GC::Profiler.total_time under-reports GC time compared to dtrace GC probe measurement
I'm trying to square the numbers that I'm getting from GC::Profiler.total_time against those that I'm getting out of instrumentation with the GC dtrace probes embedded in Ruby, and having a hard time getting the two sources to agree.
I'm not sure if this is due to a legitimate bug in Ruby, or a misunderstanding on my part about what the two measurements mean.
You can reproduce this using the scripts in this gist (run standalone.rb first, it will prompt you for what to do next):
The high-level summary of what that does is:
1. Call GC::Profiler.enable
2. Save GC::Profiler.total_time
3. Instrument with a dtrace script that tracks mark and sweep start/stop and keeps a running total of GC time
4. Run some code that exercises GC
5. Calculate elapsed GC time with GC::Profiler.total_time -
6. Compare the Ruby-measured total GC time to the dtrace-measured total GC time
It seems that the measurement from GC::Profiler is consistently lower than the dtrace measurement, by a non-trivial margin (15-20% in my testing).
Looking at GC::Profiler.raw_data, the bulk of the difference seems to be in the sweep time measurement (mark times line up pretty closely between the two ways of measuring).
Any insight into whether this represents a legitimate bug, an error in my measurement technique, or a misunderstanding of these measurements would be greatly appreciated!
#2 [ruby-core:61448] Updated by Ben Weintraub about 2 years ago
Worth noting: a quick read through gc.c suggested that the missing GC sweep time might be due to me not having built with GC_PROFILE_MORE_DETAIL, but even after building with that, I still see the same discrepancy where GC::Profiler is significantly lower.
#3 [ruby-core:61453] Updated by Ben Weintraub about 2 years ago
I realized that these are actually measuring different things: dtrace's timestamps measure wall clock time, whereas GC::Profiler on Mac OS X uses getrusage, which measures user CPU time. It still seems weird that the two would be so divergent though, given that GC mark and sweep should be CPU-bound.
#4 [ruby-core:61481] Updated by Ben Weintraub about 2 years ago
I think I've figured out the discrepancy here: the dtrace probes wrap around the getrusage(2) calls that GC::Profiler bases its timings on for Mac OS X. The average lazy sweep time is quite short (single-digit microseconds per lazy sweep). Unfortunately, getrusage itself has an overhead of ~1.5 us per call on average on my Mac OS X box, which adds up to 3 us total per lazy sweep (since we call it once to start the timer and once to stop). That means dtrace sees a measurement for lazy sweeps that's on average 3 us higher than what GC::Profiler is able to measure. Because there are so many lazy sweeps, these 3 us chunks add up to a non-trivial amount of time.
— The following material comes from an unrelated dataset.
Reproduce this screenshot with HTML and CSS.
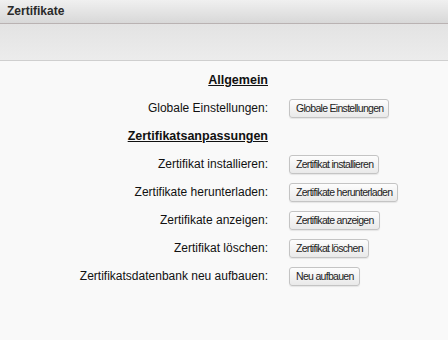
FILE: index.html
```html
<!DOCTYPE html>
<html lang="de">
<head>
    <meta charset="UTF-8">
    <title>Zertifikate</title>
    <link rel="stylesheet" href="styles.css">
</head>
<body>
    <div class="title-bar">Zertifikate</div>
    <div class="toolbar"></div>

    <div class="content">
        <div class="form-grid">
            <div class="section-title">Allgemein</div>
            <div></div>

            <div class="label">Globale Einstellungen:</div>
            <div><button class="btn">Globale Einstellungen</button></div>

            <div class="section-title">Zertifikatsanpassungen</div>
            <div></div>

            <div class="label">Zertifikat installieren:</div>
            <div><button class="btn">Zertifikat installieren</button></div>

            <div class="label">Zertifikate herunterladen:</div>
            <div><button class="btn">Zertifikate herunterladen</button></div>

            <div class="label">Zertifikate anzeigen:</div>
            <div><button class="btn">Zertifikate anzeigen</button></div>

            <div class="label">Zertifikat löschen:</div>
            <div><button class="btn">Zertifikat löschen</button></div>

            <div class="label">Zertifikatsdatenbank neu aufbauen:</div>
            <div><button class="btn">Neu aufbauen</button></div>
        </div>
    </div>
</body>
</html>
```

FILE: styles.css
```css
* {
    margin: 0;
    padding: 0;
    box-sizing: border-box;
}

body {
    font-family: 'Liberation Sans', Arial, sans-serif;
    font-size: 12px;
    color: #111;
    background: #f9f9f9;
    width: 448px;
    height: 340px;
    overflow: hidden;
}

.title-bar {
    height: 24px;
    padding: 0 7px;
    line-height: 23px;
    font-weight: bold;
    font-size: 12px;
    color: #2a2a2a;
    background: linear-gradient(#f0f0f0, #d8d8d8);
    border-bottom: 1px solid #b9b2b2;
}

.toolbar {
    height: 37px;
    background: linear-gradient(#e3e3e3, #ececec);
    border-bottom: 1px solid #cfcfcf;
}

.content {
    padding-top: 5px;
}

.form-grid {
    display: grid;
    grid-template-columns: 268px auto;
    grid-auto-rows: 28px;
    column-gap: 21px;
    align-items: center;
}

.section-title {
    text-align: right;
    font-weight: bold;
    font-size: 12.5px;
    text-decoration: underline;
    color: #111;
}

.label {
    text-align: right;
    font-size: 12px;
}

.btn {
    height: 19px;
    padding: 0 5px 0 6px;
    font-family: 'Liberation Sans', Arial, sans-serif;
    font-size: 10.5px;
    letter-spacing: -0.7px;
    color: #222;
    background: linear-gradient(#fdfdfd, #e9e9e9);
    border: 1px solid #c4c4c4;
    border-radius: 3px;
    box-shadow: 0 1px 1px rgba(0,0,0,0.08);
}
```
I'm guessing that this is less of an issue on Linux, because clock_gettime will be used there instead of getrusage.
Feel free to close this out.
#5 [ruby-core:61498] Updated by Ben Weintraub about 2 years ago
One minor follow-up: it's actually not that getrusage takes a 'long' time (relative to the cost of each lazy sweep invocation), it's the dtrace probes themselves firing. The conclusion remains the same, though GC::Profiler seems correct.